**Directions:** Render the material again word for word, skipping the pictures in it.

**Provided material:**

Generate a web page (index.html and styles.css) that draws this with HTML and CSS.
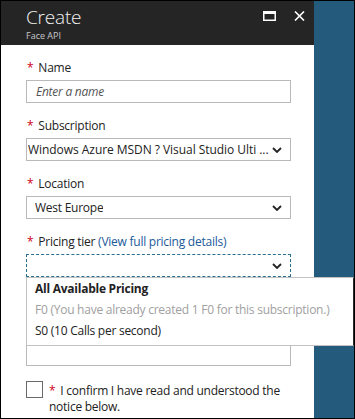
FILE: index.html
```html
<!DOCTYPE html>
<html lang="en">
<head>
<meta charset="utf-8">
<title>Create - Face API</title>
<link rel="stylesheet" href="styles.css">
</head>
<body>
<div class="frame">
  <div class="blade">
    <div class="header">
      <div class="titles">
        <div class="title">Create</div>
        <div class="subtitle">Face API</div>
      </div>
      <div class="actions">
        <svg class="icon-max" width="13" height="10" viewBox="0 0 13 10"><rect x="0.75" y="0.75" width="11.5" height="8.5" fill="none" stroke="#fff" stroke-width="1.5"/><rect x="0" y="0" width="13" height="3" fill="#fff"/></svg>
        <svg class="icon-close" width="11" height="10" viewBox="0 0 11 10"><path d="M1 0.5 L10 9.5 M10 0.5 L1 9.5" stroke="#fff" stroke-width="1.6" fill="none"/></svg>
      </div>
    </div>
    <div class="form">
      <div class="field">
        <div class="label required">Name</div>
        <div class="box placeholder">Enter a name</div>
      </div>
      <div class="field">
        <div class="label required">Subscription</div>
        <div class="box select tight"><span class="val">Windows Azure MSDN ? Visual Studio Ulti ...</span><svg class="chev" width="10" height="6" viewBox="0 0 10 6"><path d="M1 1 L5 5 L9 1" stroke="#222" stroke-width="1.8" fill="none"/></svg></div>
      </div>
      <div class="field">
        <div class="label required">Location</div>
        <div class="box select"><span class="val">West Europe</span><svg class="chev" width="10" height="6" viewBox="0 0 10 6"><path d="M1 1 L5 5 L9 1" stroke="#222" stroke-width="1.8" fill="none"/></svg></div>
      </div>
      <div class="field pricing">
        <div class="label required">Pricing tier <span class="link">(View full pricing details)</span></div>
        <div class="box select focus"><span class="val"></span><svg class="chev" width="10" height="6" viewBox="0 0 10 6"><path d="M1 1 L5 5 L9 1" stroke="#222" stroke-width="1.8" fill="none"/></svg></div>
        <div class="dropdown">
          <div class="opt head">All Available Pricing</div>
          <div class="opt disabled">F0 (You have already created 1 F0 for this subscription.)</div>
          <div class="opt">S0 (10 Calls per second)</div>
        </div>
      </div>
      <div class="field covered">
        <div class="box"></div>
      </div>
      <div class="confirm">
        <div class="checkbox"></div>
        <div class="confirm-text required">I confirm I have read and understood the notice below.</div>
      </div>
    </div>
  </div>
  <div class="side"></div>
</div>
</body>
</html>
```
FILE: styles.css
```css
html, body {
  margin: 0;
  padding: 0;
  background: #fff;
}

.frame {
  width: 355px;
  height: 419px;
  box-sizing: border-box;
  border: 1px solid #000;
  display: flex;
  overflow: hidden;
  font-family: "Open Sans", "Noto Sans", sans-serif;
  font-size: 12px;
  color: #222;
}

.blade {
  width: 313px;
  flex: none;
  background: #fff;
  display: flex;
  flex-direction: column;
}

.side {
  flex: 1;
  background: #245b7d;
}

.header {
  height: 44px;
  background: #252526;
  display: flex;
  justify-content: space-between;
  align-items: flex-start;
  padding-left: 25px;
  padding-right: 9px;
}

.titles {
  padding-top: 3px;
}

.title {
  font-size: 19px;
  line-height: 26px;
  font-weight: 300;
  color: #f2f2f2;
  letter-spacing: -0.2px;
}

.subtitle {
  font-size: 9px;
  line-height: 12px;
  color: #c8c8c8;
}

.actions {
  display: flex;
  align-items: flex-start;
  gap: 18px;
  padding-top: 10px;
}

.form {
  position: relative;
  padding: 15px 23px 0 25px;
  letter-spacing: -0.25px;
}

.field {
  margin-bottom: 15px;
}

.pricing {
  position: relative;
}

.label {
  line-height: 16px;
  height: 16px;
  margin-bottom: 4px;
  white-space: nowrap;
}

.required::before {
  content: "*";
  color: #d0021b;
  margin-left: 1px;
  margin-right: 5px;
}

.confirm-text.required::before {
  margin-left: 0;
}

.link {
  color: #1a5a9a;
}

.box {
  height: 23px;
  box-sizing: border-box;
  border: 1px solid #b9b9b9;
  line-height: 21px;
  padding: 0 8px 0 9px;
  background: #fff;
}

.placeholder {
  font-style: italic;
  color: #555;
}

.select {
  display: flex;
  align-items: center;
  justify-content: space-between;
  padding-left: 8px;
}

.select.tight {
  padding-left: 1px;
  letter-spacing: -0.05px;
}

.val {
  white-space: nowrap;
  overflow: hidden;
}

.chev {
  flex: none;
}

.focus {
  border: 1px dashed #2a6f92;
}

.dropdown {
  position: absolute;
  top: 100%;
  left: 0;
  width: 328px;
  box-sizing: border-box;
  background: #fff;
  border: 1px solid #c2c2c2;
  border-right: 1px solid #2a2a2a;
  padding: 0 0 4px 8px;
  z-index: 2;
}

.opt {
  line-height: 21px;
  white-space: nowrap;
}

.opt.head {
  font-weight: 700;
}

.opt.disabled {
  color: #a0a0a0;
}

.covered {
  padding-top: 51px;
}

.confirm {
  display: flex;
  align-items: flex-start;
  gap: 6px;
  margin-top: 1px;
}

.checkbox {
  width: 17px;
  height: 17px;
  box-sizing: border-box;
  border: 1px solid #6a6a6a;
  flex: none;
}

.confirm-text {
  width: 242px;
  line-height: 16px;
  margin-top: 2px;
}
```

**Task solution:**
Generate a web page (index.html and styles.css) that draws this with HTML and CSS.
FILE: index.html
```html
<!DOCTYPE html>
<html lang="en">
<head>
<meta charset="utf-8">
<title>Create - Face API</title>
<link rel="stylesheet" href="styles.css">
</head>
<body>
<div class="frame">
  <div class="blade">
    <div class="header">
      <div class="titles">
        <div class="title">Create</div>
        <div class="subtitle">Face API</div>
      </div>
      <div class="actions">
        <svg class="icon-max" width="13" height="10" viewBox="0 0 13 10"><rect x="0.75" y="0.75" width="11.5" height="8.5" fill="none" stroke="#fff" stroke-width="1.5"/><rect x="0" y="0" width="13" height="3" fill="#fff"/></svg>
        <svg class="icon-close" width="11" height="10" viewBox="0 0 11 10"><path d="M1 0.5 L10 9.5 M10 0.5 L1 9.5" stroke="#fff" stroke-width="1.6" fill="none"/></svg>
      </div>
    </div>
    <div class="form">
      <div class="field">
        <div class="label required">Name</div>
        <div class="box placeholder">Enter a name</div>
      </div>
      <div class="field">
        <div class="label required">Subscription</div>
        <div class="box select tight"><span class="val">Windows Azure MSDN ? Visual Studio Ulti ...</span><svg class="chev" width="10" height="6" viewBox="0 0 10 6"><path d="M1 1 L5 5 L9 1" stroke="#222" stroke-width="1.8" fill="none"/></svg></div>
      </div>
      <div class="field">
        <div class="label required">Location</div>
        <div class="box select"><span class="val">West Europe</span><svg class="chev" width="10" height="6" viewBox="0 0 10 6"><path d="M1 1 L5 5 L9 1" stroke="#222" stroke-width="1.8" fill="none"/></svg></div>
      </div>
      <div class="field pricing">
        <div class="label required">Pricing tier <span class="link">(View full pricing details)</span></div>
        <div class="box select focus"><span class="val"></span><svg class="chev" width="10" height="6" viewBox="0 0 10 6"><path d="M1 1 L5 5 L9 1" stroke="#222" stroke-width="1.8" fill="none"/></svg></div>
        <div class="dropdown">
          <div class="opt head">All Available Pricing</div>
          <div class="opt disabled">F0 (You have already created 1 F0 for this subscription.)</div>
          <div class="opt">S0 (10 Calls per second)</div>
        </div>
      </div>
      <div class="field covered">
        <div class="box"></div>
      </div>
      <div class="confirm">
        <div class="checkbox"></div>
        <div class="confirm-text required">I confirm I have read and understood the notice below.</div>
      </div>
    </div>
  </div>
  <div class="side"></div>
</div>
</body>
</html>
```
FILE: styles.css
```css
html, body {
  margin: 0;
  padding: 0;
  background: #fff;
}

.frame {
  width: 355px;
  height: 419px;
  box-sizing: border-box;
  border: 1px solid #000;
  display: flex;
  overflow: hidden;
  font-family: "Open Sans", "Noto Sans", sans-serif;
  font-size: 12px;
  color: #222;
}

.blade {
  width: 313px;
  flex: none;
  background: #fff;
  display: flex;
  flex-direction: column;
}

.side {
  flex: 1;
  background: #245b7d;
}

.header {
  height: 44px;
  background: #252526;
  display: flex;
  justify-content: space-between;
  align-items: flex-start;
  padding-left: 25px;
  padding-right: 9px;
}

.titles {
  padding-top: 3px;
}

.title {
  font-size: 19px;
  line-height: 26px;
  font-weight: 300;
  color: #f2f2f2;
  letter-spacing: -0.2px;
}

.subtitle {
  font-size: 9px;
  line-height: 12px;
  color: #c8c8c8;
}

.actions {
  display: flex;
  align-items: flex-start;
  gap: 18px;
  padding-top: 10px;
}

.form {
  position: relative;
  padding: 15px 23px 0 25px;
  letter-spacing: -0.25px;
}

.field {
  margin-bottom: 15px;
}

.pricing {
  position: relative;
}

.label {
  line-height: 16px;
  height: 16px;
  margin-bottom: 4px;
  white-space: nowrap;
}

.required::before {
  content: "*";
  color: #d0021b;
  margin-left: 1px;
  margin-right: 5px;
}

.confirm-text.required::before {
  margin-left: 0;
}

.link {
  color: #1a5a9a;
}

.box {
  height: 23px;
  box-sizing: border-box;
  border: 1px solid #b9b9b9;
  line-height: 21px;
  padding: 0 8px 0 9px;
  background: #fff;
}

.placeholder {
  font-style: italic;
  color: #555;
}

.select {
  display: flex;
  align-items: center;
  justify-content: space-between;
  padding-left: 8px;
}

.select.tight {
  padding-left: 1px;
  letter-spacing: -0.05px;
}

.val {
  white-space: nowrap;
  overflow: hidden;
}

.chev {
  flex: none;
}

.focus {
  border: 1px dashed #2a6f92;
}

.dropdown {
  position: absolute;
  top: 100%;
  left: 0;
  width: 328px;
  box-sizing: border-box;
  background: #fff;
  border: 1px solid #c2c2c2;
  border-right: 1px solid #2a2a2a;
  padding: 0 0 4px 8px;
  z-index: 2;
}

.opt {
  line-height: 21px;
  white-space: nowrap;
}

.opt.head {
  font-weight: 700;
}

.opt.disabled {
  color: #a0a0a0;
}

.covered {
  padding-top: 51px;
}

.confirm {
  display: flex;
  align-items: flex-start;
  gap: 6px;
  margin-top: 1px;
}

.checkbox {
  width: 17px;
  height: 17px;
  box-sizing: border-box;
  border: 1px solid #6a6a6a;
  flex: none;
}

.confirm-text {
  width: 242px;
  line-height: 16px;
  margin-top: 2px;
}
```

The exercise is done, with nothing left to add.